INFORMATION SHOWN:
--------------------

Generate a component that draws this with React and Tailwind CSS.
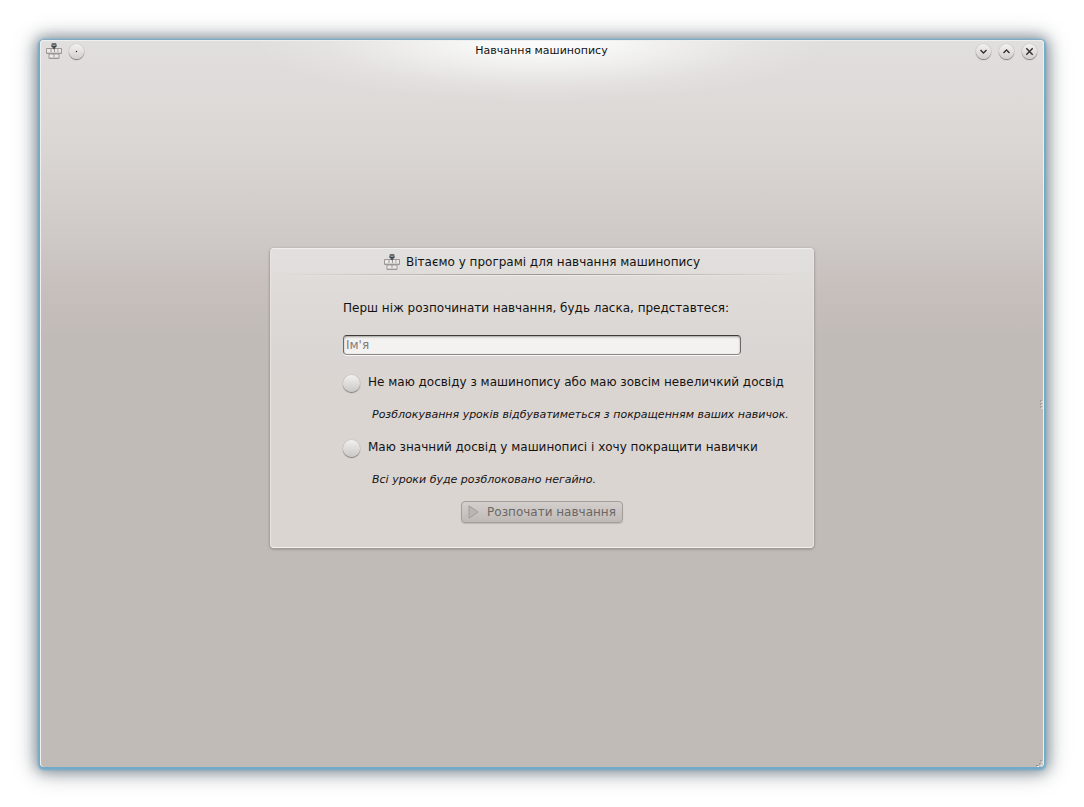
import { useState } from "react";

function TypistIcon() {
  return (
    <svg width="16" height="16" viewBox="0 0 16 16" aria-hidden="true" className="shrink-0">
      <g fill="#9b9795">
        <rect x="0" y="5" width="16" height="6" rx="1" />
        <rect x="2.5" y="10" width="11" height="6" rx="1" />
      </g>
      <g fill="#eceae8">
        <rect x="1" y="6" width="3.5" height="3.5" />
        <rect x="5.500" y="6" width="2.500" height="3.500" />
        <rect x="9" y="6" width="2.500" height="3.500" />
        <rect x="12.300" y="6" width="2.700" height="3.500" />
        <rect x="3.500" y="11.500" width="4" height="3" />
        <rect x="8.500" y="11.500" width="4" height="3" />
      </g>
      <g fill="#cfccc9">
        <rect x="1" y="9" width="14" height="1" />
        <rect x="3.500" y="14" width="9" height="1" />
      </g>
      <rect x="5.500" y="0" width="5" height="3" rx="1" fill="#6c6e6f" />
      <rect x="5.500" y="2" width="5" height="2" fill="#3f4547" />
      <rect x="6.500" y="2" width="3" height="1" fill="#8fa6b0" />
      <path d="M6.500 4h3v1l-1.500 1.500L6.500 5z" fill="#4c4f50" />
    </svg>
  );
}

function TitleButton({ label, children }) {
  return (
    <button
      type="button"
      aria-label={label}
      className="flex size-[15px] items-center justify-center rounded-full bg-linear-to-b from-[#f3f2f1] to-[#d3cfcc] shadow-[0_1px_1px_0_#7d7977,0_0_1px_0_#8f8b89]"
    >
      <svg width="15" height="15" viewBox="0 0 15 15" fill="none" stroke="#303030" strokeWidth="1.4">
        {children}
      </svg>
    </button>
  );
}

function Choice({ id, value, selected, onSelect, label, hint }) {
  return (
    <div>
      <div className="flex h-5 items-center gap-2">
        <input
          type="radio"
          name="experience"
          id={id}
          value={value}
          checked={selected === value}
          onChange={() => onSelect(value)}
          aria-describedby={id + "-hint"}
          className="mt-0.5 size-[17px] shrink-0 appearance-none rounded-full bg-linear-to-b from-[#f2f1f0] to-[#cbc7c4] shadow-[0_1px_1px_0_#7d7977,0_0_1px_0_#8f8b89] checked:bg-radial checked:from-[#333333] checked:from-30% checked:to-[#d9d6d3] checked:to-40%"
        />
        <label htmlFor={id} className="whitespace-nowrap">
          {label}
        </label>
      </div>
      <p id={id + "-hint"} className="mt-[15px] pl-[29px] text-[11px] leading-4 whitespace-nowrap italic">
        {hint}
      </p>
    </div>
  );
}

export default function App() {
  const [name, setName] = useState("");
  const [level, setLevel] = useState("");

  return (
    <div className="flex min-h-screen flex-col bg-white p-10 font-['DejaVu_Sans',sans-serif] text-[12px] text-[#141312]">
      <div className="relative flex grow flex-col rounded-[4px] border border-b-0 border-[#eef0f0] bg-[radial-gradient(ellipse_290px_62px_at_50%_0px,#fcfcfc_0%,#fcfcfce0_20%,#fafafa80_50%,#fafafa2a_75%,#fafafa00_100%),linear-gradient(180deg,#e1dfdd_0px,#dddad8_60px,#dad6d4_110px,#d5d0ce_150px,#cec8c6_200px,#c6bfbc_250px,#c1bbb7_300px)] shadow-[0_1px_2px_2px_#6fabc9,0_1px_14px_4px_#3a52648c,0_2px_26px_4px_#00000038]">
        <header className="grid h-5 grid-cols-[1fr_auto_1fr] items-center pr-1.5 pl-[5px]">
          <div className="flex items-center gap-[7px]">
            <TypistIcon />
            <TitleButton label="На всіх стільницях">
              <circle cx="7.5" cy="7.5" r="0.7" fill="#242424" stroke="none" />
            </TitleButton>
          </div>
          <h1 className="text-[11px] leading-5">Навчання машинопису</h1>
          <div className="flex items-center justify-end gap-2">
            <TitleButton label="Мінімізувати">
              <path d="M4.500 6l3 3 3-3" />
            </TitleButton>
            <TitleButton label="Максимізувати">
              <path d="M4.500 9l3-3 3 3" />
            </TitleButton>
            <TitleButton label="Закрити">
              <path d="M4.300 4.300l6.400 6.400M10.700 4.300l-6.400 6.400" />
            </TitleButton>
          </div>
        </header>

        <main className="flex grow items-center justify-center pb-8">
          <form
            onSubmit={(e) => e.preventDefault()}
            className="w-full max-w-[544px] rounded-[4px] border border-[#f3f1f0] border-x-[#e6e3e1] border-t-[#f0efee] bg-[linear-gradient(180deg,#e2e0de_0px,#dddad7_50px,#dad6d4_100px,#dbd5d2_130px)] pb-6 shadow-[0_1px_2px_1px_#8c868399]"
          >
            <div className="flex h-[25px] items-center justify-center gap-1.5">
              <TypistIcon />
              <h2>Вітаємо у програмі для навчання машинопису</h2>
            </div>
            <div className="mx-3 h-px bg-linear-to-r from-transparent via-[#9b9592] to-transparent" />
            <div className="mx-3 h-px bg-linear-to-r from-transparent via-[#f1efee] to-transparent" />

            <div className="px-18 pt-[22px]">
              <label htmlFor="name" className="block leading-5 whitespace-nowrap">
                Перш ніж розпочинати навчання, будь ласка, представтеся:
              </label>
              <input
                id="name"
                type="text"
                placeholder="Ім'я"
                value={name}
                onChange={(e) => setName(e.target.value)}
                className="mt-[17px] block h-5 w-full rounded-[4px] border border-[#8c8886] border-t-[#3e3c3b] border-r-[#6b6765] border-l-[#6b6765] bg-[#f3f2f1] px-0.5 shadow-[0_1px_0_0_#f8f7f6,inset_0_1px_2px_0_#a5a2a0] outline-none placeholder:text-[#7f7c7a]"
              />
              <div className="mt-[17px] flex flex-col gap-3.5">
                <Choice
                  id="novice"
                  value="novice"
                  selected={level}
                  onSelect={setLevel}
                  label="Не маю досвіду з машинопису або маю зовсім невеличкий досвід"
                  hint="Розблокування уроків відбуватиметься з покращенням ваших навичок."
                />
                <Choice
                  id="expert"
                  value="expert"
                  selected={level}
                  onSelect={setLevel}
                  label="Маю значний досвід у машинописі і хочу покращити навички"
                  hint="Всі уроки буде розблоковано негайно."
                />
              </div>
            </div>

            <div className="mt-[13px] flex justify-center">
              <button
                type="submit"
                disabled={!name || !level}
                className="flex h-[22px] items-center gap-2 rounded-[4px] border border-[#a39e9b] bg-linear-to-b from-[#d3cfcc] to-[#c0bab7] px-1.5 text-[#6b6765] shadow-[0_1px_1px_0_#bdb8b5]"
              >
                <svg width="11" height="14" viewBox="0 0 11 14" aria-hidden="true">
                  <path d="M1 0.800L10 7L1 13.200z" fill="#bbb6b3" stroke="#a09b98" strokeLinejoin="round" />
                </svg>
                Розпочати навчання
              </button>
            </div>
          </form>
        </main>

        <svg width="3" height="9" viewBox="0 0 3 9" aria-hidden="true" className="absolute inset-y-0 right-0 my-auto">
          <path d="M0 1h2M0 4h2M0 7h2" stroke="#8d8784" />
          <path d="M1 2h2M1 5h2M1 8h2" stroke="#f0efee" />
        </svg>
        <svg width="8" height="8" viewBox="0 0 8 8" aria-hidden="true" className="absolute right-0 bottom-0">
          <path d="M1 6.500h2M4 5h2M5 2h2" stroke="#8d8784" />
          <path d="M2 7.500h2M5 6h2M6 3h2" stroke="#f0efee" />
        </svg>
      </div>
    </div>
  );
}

--------------------

DIRECTIVE:
Set the listing down in full and exactly. Pictures within it should not appear in the copy.

CORRECT ANSWER:
Generate a component that draws this with React and Tailwind CSS.
import { useState } from "react";

function TypistIcon() {
  return (
    <svg width="16" height="16" viewBox="0 0 16 16" aria-hidden="true" className="shrink-0">
      <g fill="#9b9795">
        <rect x="0" y="5" width="16" height="6" rx="1" />
        <rect x="2.5" y="10" width="11" height="6" rx="1" />
      </g>
      <g fill="#eceae8">
        <rect x="1" y="6" width="3.5" height="3.5" />
        <rect x="5.500" y="6" width="2.500" height="3.500" />
        <rect x="9" y="6" width="2.500" height="3.500" />
        <rect x="12.300" y="6" width="2.700" height="3.500" />
        <rect x="3.500" y="11.500" width="4" height="3" />
        <rect x="8.500" y="11.500" width="4" height="3" />
      </g>
      <g fill="#cfccc9">
        <rect x="1" y="9" width="14" height="1" />
        <rect x="3.500" y="14" width="9" height="1" />
      </g>
      <rect x="5.500" y="0" width="5" height="3" rx="1" fill="#6c6e6f" />
      <rect x="5.500" y="2" width="5" height="2" fill="#3f4547" />
      <rect x="6.500" y="2" width="3" height="1" fill="#8fa6b0" />
      <path d="M6.500 4h3v1l-1.500 1.500L6.500 5z" fill="#4c4f50" />
    </svg>
  );
}

function TitleButton({ label, children }) {
  return (
    <button
      type="button"
      aria-label={label}
      className="flex size-[15px] items-center justify-center rounded-full bg-linear-to-b from-[#f3f2f1] to-[#d3cfcc] shadow-[0_1px_1px_0_#7d7977,0_0_1px_0_#8f8b89]"
    >
      <svg width="15" height="15" viewBox="0 0 15 15" fill="none" stroke="#303030" strokeWidth="1.4">
        {children}
      </svg>
    </button>
  );
}

function Choice({ id, value, selected, onSelect, label, hint }) {
  return (
    <div>
      <div className="flex h-5 items-center gap-2">
        <input
          type="radio"
          name="experience"
          id={id}
          value={value}
          checked={selected === value}
          onChange={() => onSelect(value)}
          aria-describedby={id + "-hint"}
          className="mt-0.5 size-[17px] shrink-0 appearance-none rounded-full bg-linear-to-b from-[#f2f1f0] to-[#cbc7c4] shadow-[0_1px_1px_0_#7d7977,0_0_1px_0_#8f8b89] checked:bg-radial checked:from-[#333333] checked:from-30% checked:to-[#d9d6d3] checked:to-40%"
        />
        <label htmlFor={id} className="whitespace-nowrap">
          {label}
        </label>
      </div>
      <p id={id + "-hint"} className="mt-[15px] pl-[29px] text-[11px] leading-4 whitespace-nowrap italic">
        {hint}
      </p>
    </div>
  );
}

export default function App() {
  const [name, setName] = useState("");
  const [level, setLevel] = useState("");

  return (
    <div className="flex min-h-screen flex-col bg-white p-10 font-['DejaVu_Sans',sans-serif] text-[12px] text-[#141312]">
      <div className="relative flex grow flex-col rounded-[4px] border border-b-0 border-[#eef0f0] bg-[radial-gradient(ellipse_290px_62px_at_50%_0px,#fcfcfc_0%,#fcfcfce0_20%,#fafafa80_50%,#fafafa2a_75%,#fafafa00_100%),linear-gradient(180deg,#e1dfdd_0px,#dddad8_60px,#dad6d4_110px,#d5d0ce_150px,#cec8c6_200px,#c6bfbc_250px,#c1bbb7_300px)] shadow-[0_1px_2px_2px_#6fabc9,0_1px_14px_4px_#3a52648c,0_2px_26px_4px_#00000038]">
        <header className="grid h-5 grid-cols-[1fr_auto_1fr] items-center pr-1.5 pl-[5px]">
          <div className="flex items-center gap-[7px]">
            <TypistIcon />
            <TitleButton label="На всіх стільницях">
              <circle cx="7.5" cy="7.5" r="0.7" fill="#242424" stroke="none" />
            </TitleButton>
          </div>
          <h1 className="text-[11px] leading-5">Навчання машинопису</h1>
          <div className="flex items-center justify-end gap-2">
            <TitleButton label="Мінімізувати">
              <path d="M4.500 6l3 3 3-3" />
            </TitleButton>
            <TitleButton label="Максимізувати">
              <path d="M4.500 9l3-3 3 3" />
            </TitleButton>
            <TitleButton label="Закрити">
              <path d="M4.300 4.300l6.400 6.400M10.700 4.300l-6.400 6.400" />
            </TitleButton>
          </div>
        </header>

        <main className="flex grow items-center justify-center pb-8">
          <form
            onSubmit={(e) => e.preventDefault()}
            className="w-full max-w-[544px] rounded-[4px] border border-[#f3f1f0] border-x-[#e6e3e1] border-t-[#f0efee] bg-[linear-gradient(180deg,#e2e0de_0px,#dddad7_50px,#dad6d4_100px,#dbd5d2_130px)] pb-6 shadow-[0_1px_2px_1px_#8c868399]"
          >
            <div className="flex h-[25px] items-center justify-center gap-1.5">
              <TypistIcon />
              <h2>Вітаємо у програмі для навчання машинопису</h2>
            </div>
            <div className="mx-3 h-px bg-linear-to-r from-transparent via-[#9b9592] to-transparent" />
            <div className="mx-3 h-px bg-linear-to-r from-transparent via-[#f1efee] to-transparent" />

            <div className="px-18 pt-[22px]">
              <label htmlFor="name" className="block leading-5 whitespace-nowrap">
                Перш ніж розпочинати навчання, будь ласка, представтеся:
              </label>
              <input
                id="name"
                type="text"
                placeholder="Ім'я"
                value={name}
                onChange={(e) => setName(e.target.value)}
                className="mt-[17px] block h-5 w-full rounded-[4px] border border-[#8c8886] border-t-[#3e3c3b] border-r-[#6b6765] border-l-[#6b6765] bg-[#f3f2f1] px-0.5 shadow-[0_1px_0_0_#f8f7f6,inset_0_1px_2px_0_#a5a2a0] outline-none placeholder:text-[#7f7c7a]"
              />
              <div className="mt-[17px] flex flex-col gap-3.5">
                <Choice
                  id="novice"
                  value="novice"
                  selected={level}
                  onSelect={setLevel}
                  label="Не маю досвіду з машинопису або маю зовсім невеличкий досвід"
                  hint="Розблокування уроків відбуватиметься з покращенням ваших навичок."
                />
                <Choice
                  id="expert"
                  value="expert"
                  selected={level}
                  onSelect={setLevel}
                  label="Маю значний досвід у машинописі і хочу покращити навички"
                  hint="Всі уроки буде розблоковано негайно."
                />
              </div>
            </div>

            <div className="mt-[13px] flex justify-center">
              <button
                type="submit"
                disabled={!name || !level}
                className="flex h-[22px] items-center gap-2 rounded-[4px] border border-[#a39e9b] bg-linear-to-b from-[#d3cfcc] to-[#c0bab7] px-1.5 text-[#6b6765] shadow-[0_1px_1px_0_#bdb8b5]"
              >
                <svg width="11" height="14" viewBox="0 0 11 14" aria-hidden="true">
                  <path d="M1 0.800L10 7L1 13.200z" fill="#bbb6b3" stroke="#a09b98" strokeLinejoin="round" />
                </svg>
                Розпочати навчання
              </button>
            </div>
          </form>
        </main>

        <svg width="3" height="9" viewBox="0 0 3 9" aria-hidden="true" className="absolute inset-y-0 right-0 my-auto">
          <path d="M0 1h2M0 4h2M0 7h2" stroke="#8d8784" />
          <path d="M1 2h2M1 5h2M1 8h2" stroke="#f0efee" />
        </svg>
        <svg width="8" height="8" viewBox="0 0 8 8" aria-hidden="true" className="absolute right-0 bottom-0">
          <path d="M1 6.500h2M4 5h2M5 2h2" stroke="#8d8784" />
          <path d="M2 7.500h2M5 6h2M6 3h2" stroke="#f0efee" />
        </svg>
      </div>
    </div>
  );
}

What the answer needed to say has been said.